Perhaps, without too much understanding of the British system, she saw in me a sister also fallen on hard times, a woman bringing up children without their father; no matter that mine had walked away of his own free will. I think she saw in me someone who recognised the little trials, the education of holding a good grace when uprooted, or imagined me living as my mother's guest, just as she was guest in her rescuers' home. Something, somehow that made her feel we had a link.

And then someone took the time to educate me on the real terror of the war. The machetes, the genocide, the burnings, the immediate and relentless massacre of government officials and their whole families; the total lawlessness and hopelessness.

The next time I went to that Church she saw me across the crowd - gave me a huge smile and a wave, and I still to this day feel so, so ashamed. I'd lost all my certainty and didn't know how to look her in the eye, couldn't even imagine shrugging shoulders at the weather, poking faces at the biscuits, the little things that she needed from me.

So I didn't. Nor did I go there again if I could help it, always fearful of having to face her open, unsuspecting, hopeful smile. I deserted her.

I'm so sorry.

7 comments:

ME Strauss said...

Oh dear one, it's okay not to invite more pain into your life. One day when you know how you'll find the way to explain it, until then trust the link you made and her heart that she might understand already. She surely wouldn't want you to feel badly. She'd want you to remember her smile.

doris said...

So very hard.

If you had your time again, would you have acted differently? Could you have once you had been "educated".

Sometimes too much information is a bad thing.

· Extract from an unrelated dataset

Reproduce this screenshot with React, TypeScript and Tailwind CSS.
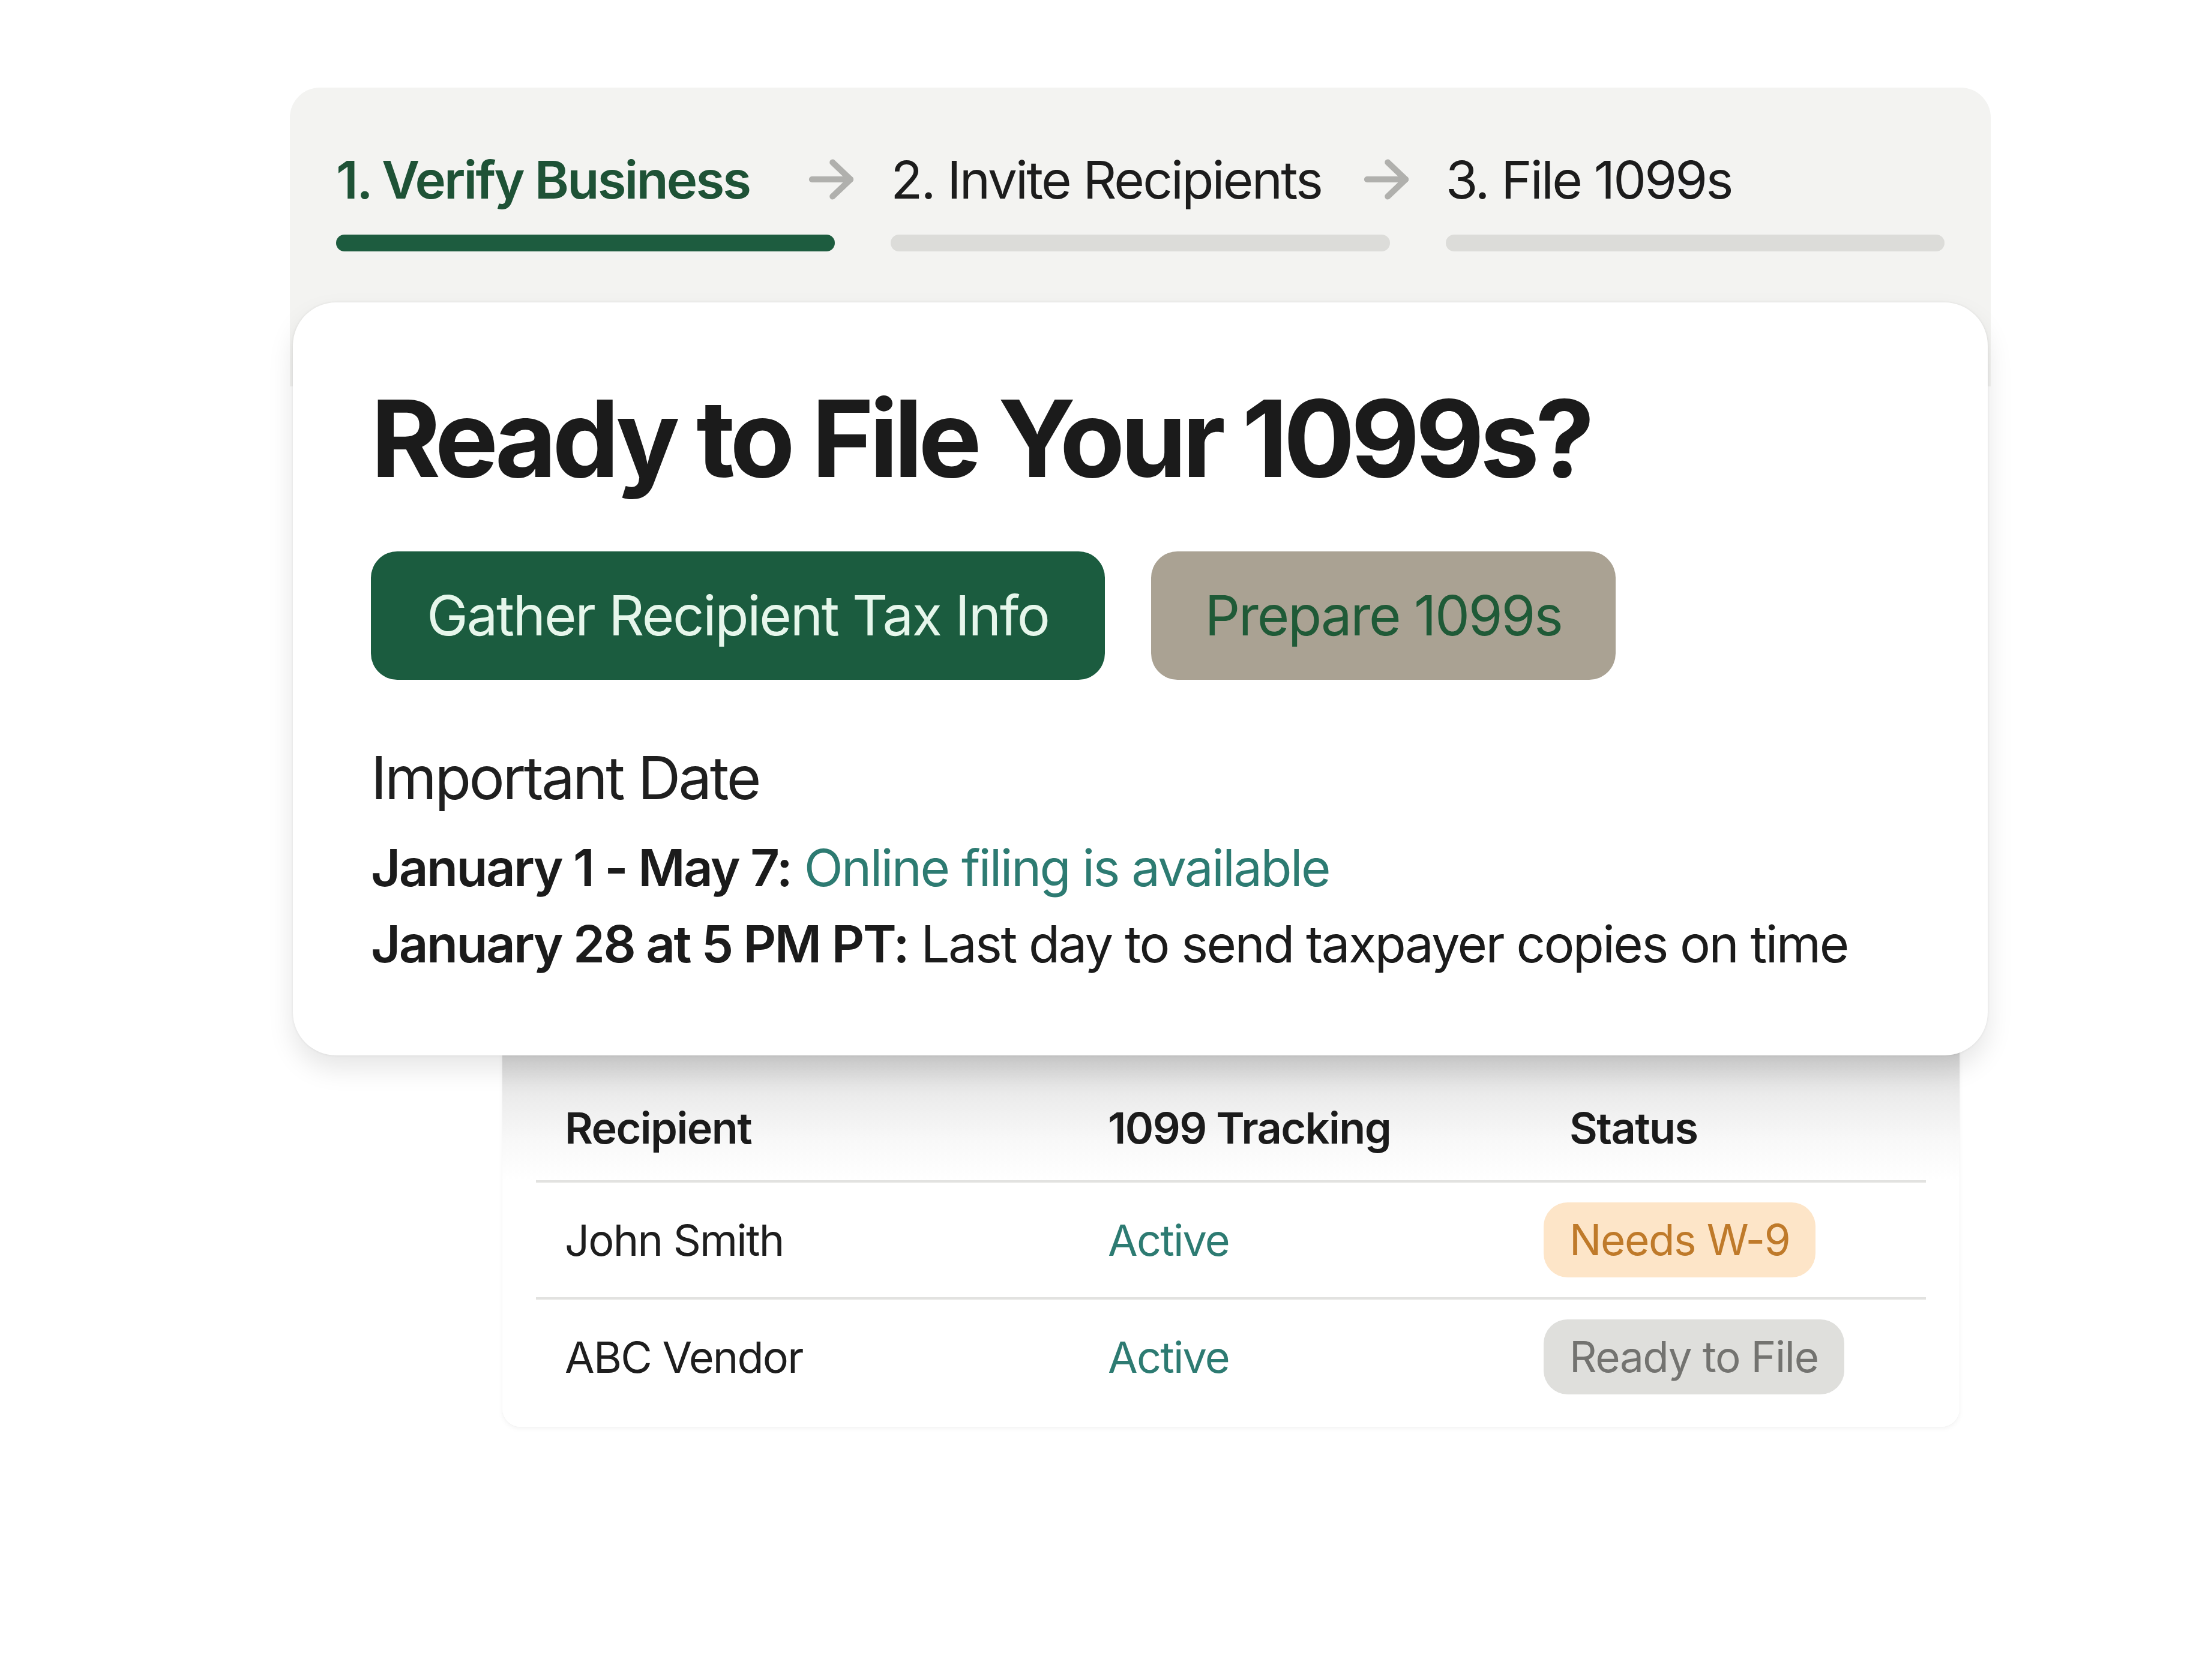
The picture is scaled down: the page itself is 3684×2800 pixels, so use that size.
import React from "react";

function Arrow() {
  return (
    <svg width="110" height="110" viewBox="0 0 24 24" fill="none" stroke="#b0b0ad" strokeWidth="2.2" strokeLinecap="round" strokeLinejoin="round" className="-mr-[49px] shrink-0">
      <path d="M5 12h14" />
      <path d="M12.5 5.8L19 12l-6.5 6.2" />
    </svg>
  );
}

function Step({ label, active, arrow }: { label: string; active?: boolean; arrow?: boolean }) {
  return (
    <div className="flex flex-col">
      <div className="flex h-[110px] items-center justify-between">
        <span
          className={
            active
              ? "text-[87px] leading-none font-semibold tracking-[-0.033em] text-[#1e5236]"
              : "text-[87px] leading-none font-normal tracking-[-0.033em] text-[#1c1c1c]"
          }
        >
          {label}
        </span>
        {arrow ? <Arrow /> : null}
      </div>
      <div className={active ? "mt-[37px] h-[28px] rounded-full bg-[#1d5c3f]" : "mt-[37px] h-[28px] rounded-full bg-[#dcdcd9]"} />
    </div>
  );
}

function Badge({ text, tone }: { text: string; tone: "orange" | "gray" }) {
  return (
    <span
      className={
        tone === "orange"
          ? "-ml-[43px] inline-flex h-[125px] items-center rounded-[40px] bg-[#fde5c8] px-[43px] text-[71px] tracking-[-0.02em] text-[#bf7a2a]"
          : "-ml-[43px] inline-flex h-[125px] items-center rounded-[40px] bg-[#dfdfdc] px-[43px] text-[71px] tracking-[-0.02em] text-[#737370]"
      }
    >
      {text}
    </span>
  );
}

export default function App() {
  return (
    <div className="w-[3684px] h-[2800px] bg-white font-['Inter','Noto_Sans',sans-serif] overflow-hidden">
      <div className="ml-[483px] w-[2834px] pt-[146px]">
        {/* Step panel */}
        <div className="rounded-t-[50px] bg-[#f3f3f1] px-[77px] pt-[98px] pb-[225px]">
          <div className="grid grid-cols-3 gap-[93px]">
            <Step label="1. Verify Business" active arrow />
            <Step label="2. Invite Recipients" arrow />
            <Step label="3. File 1099s" />
          </div>
        </div>

        {/* Main card */}
        <div className="relative z-10 mx-[5px] -mt-[140px] rounded-[72px] bg-white pl-[130px] pr-[80px] pt-[139px] pb-[122px] shadow-[0_22px_44px_rgba(0,0,0,0.10),0_0_4px_rgba(0,0,0,0.08)]">
          <h1 className="text-[177px] leading-none font-bold tracking-[-0.041em] text-[#1b1b1b]">
            Ready to File Your 1099s?
          </h1>
          <div className="mt-[99px] flex gap-[77px]">
            <button className="flex h-[214px] w-[1223px] items-center justify-center rounded-[44px] bg-[#1b5c3f] text-[92px] tracking-[-0.025em] text-[#e6f6eb]">
              Gather Recipient Tax Info
            </button>
            <button className="flex h-[214px] w-[774px] items-center justify-center rounded-[44px] bg-[#aaa293] text-[92px] tracking-[-0.025em] text-[#1f5a37]">
              Prepare 1099s
            </button>
          </div>
          <div className="mt-[107px] text-[99px] leading-[112px] tracking-[-0.035em] text-[#1f1f1f]">Important Date</div>
          <div className="mt-[31px] text-[85px] leading-[127px] tracking-[-0.03em] text-[#1b1b1b]">
            <div>
              <span className="font-semibold">January 1 - May 7:</span>{" "}
              <span className="text-[#2d7b72]">Online filing is available</span>
            </div>
            <div>
              <span className="font-semibold">January 28 at 5 PM PT:</span> Last day to send taxpayer copies on time
            </div>
          </div>
        </div>

        {/* Table panel */}
        <div className="relative z-0 ml-[354px] mr-[52px] -mt-[60px] rounded-b-[30px] bg-[linear-gradient(to_bottom,#d4d4d4_0px,#d8d8d8_60px,#ececec_130px,#f8f8f8_200px,#ffffff_270px)] px-[56px] pt-[60px] pb-[21px] shadow-[0_3px_8px_rgba(0,0,0,0.05),0_0_2px_rgba(0,0,0,0.06)]">
          <div className="grid grid-cols-[905px_769px_1fr] pl-[48px] pt-[77px] pb-[43px] text-[72px] leading-[88px] font-semibold tracking-[-0.022em] text-[#1b1b1b]">
            <span>Recipient</span>
            <span>1099 Tracking</span>
            <span>Status</span>
          </div>
          <div className="h-[4px] bg-[#e2e2e0]" />
          <div className="grid h-[191px] grid-cols-[905px_769px_1fr] items-center pl-[48px] text-[72px] tracking-[-0.025em] text-[#1e1e1e]">
            <span>John Smith</span>
            <span className="text-[#2d7b72]">Active</span>
            <span>
              <Badge text="Needs W-9" tone="orange" />
            </span>
          </div>
          <div className="h-[4px] bg-[#e2e2e0]" />
          <div className="grid h-[191px] grid-cols-[905px_769px_1fr] items-center pl-[48px] text-[72px] tracking-[-0.025em] text-[#1e1e1e]">
            <span>ABC Vendor</span>
            <span className="text-[#2d7b72]">Active</span>
            <span>
              <Badge text="Ready to File" tone="gray" />
            </span>
          </div>
        </div>
      </div>
    </div>
  );
}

Shame on me because by the latter 1990s I was wondering how on earth a genocide "could be allowed" to happen, again and again and I wasn't even aware of them on the news. That wasn't entirely the media's fault as I was too busy living my own life and fighting my own battles. Even though they are no comparison to the machetes....

fineartist said...

Bless you Cheryl, you and your loving heart!

zilla said...

Now that you've got that off your chest ... forgive yourself! Yes, bless your loving heart and remember her smile!

Cheryl said...

I'm not that nice; sorry ladies.
I was reminded of her by a movie last night about the guy they compared to a Rwandan Schindler.
To be honest the reaction thats anchored to remembering her smile is still 'Oh God why me?' and 'Quick where's a hole in the ground?'
Its just that more was wanted of me than I was ready/able to give, part of my issues was an inability at that time to take the concept of being relied on - it was just too much. I began to see her (rightfully, in her case) as very needy. I just couldn't cope.
If I was in that sort of a hole, I'd want someone to dig me out of it too - I just hope I don't pick someone like me to hang my hopes on, because she'll panic and run.

Kim said...

but do you ever wonder why it was you were given this experience in your life? Look what it has done for/to you! You have compassion and understanding Cheryl, whether it meets your standard of approval or not, and I can only trust that the poor unfortunate woman you speak of knows this to be true. We've all been in some variation of this scenario in our own lives, and the lessons it offer us are uncomfortable and hard, it forms our concience and makes us who we are. This will be a cross for you to bear, but it needn't be one that is so heavy my friend. You are good. The fact that you have remembered it and shared it as well speaks to the truth of this.

Writer Mom said...

I've done this to people with far fewer needs. I have felt ashamed.
On the other hand, some people seem to want to plant you right beside them, and take away your freedom to move forward in life.
They find a commonality that may have only been temporary.
What can you do when you need to move on? There's no easy way to say, 'Sorry, but I've reached my exit.'
My mother used to tell me that people who are gossiping to me are gossiping about me.
I apply that when I feel bad for moving on from a friendship. Everybody does it.
The trouble is, some of us allow others to get closer than they are used to getting. Closeness is normal for me, but special for others. We move on because we're exhausted and need to self preserve.
*Rambling.
*Not entirely related to this woman you're writing about, but you hit a nerve. The suffering of the Rwandans also broke through and touched me.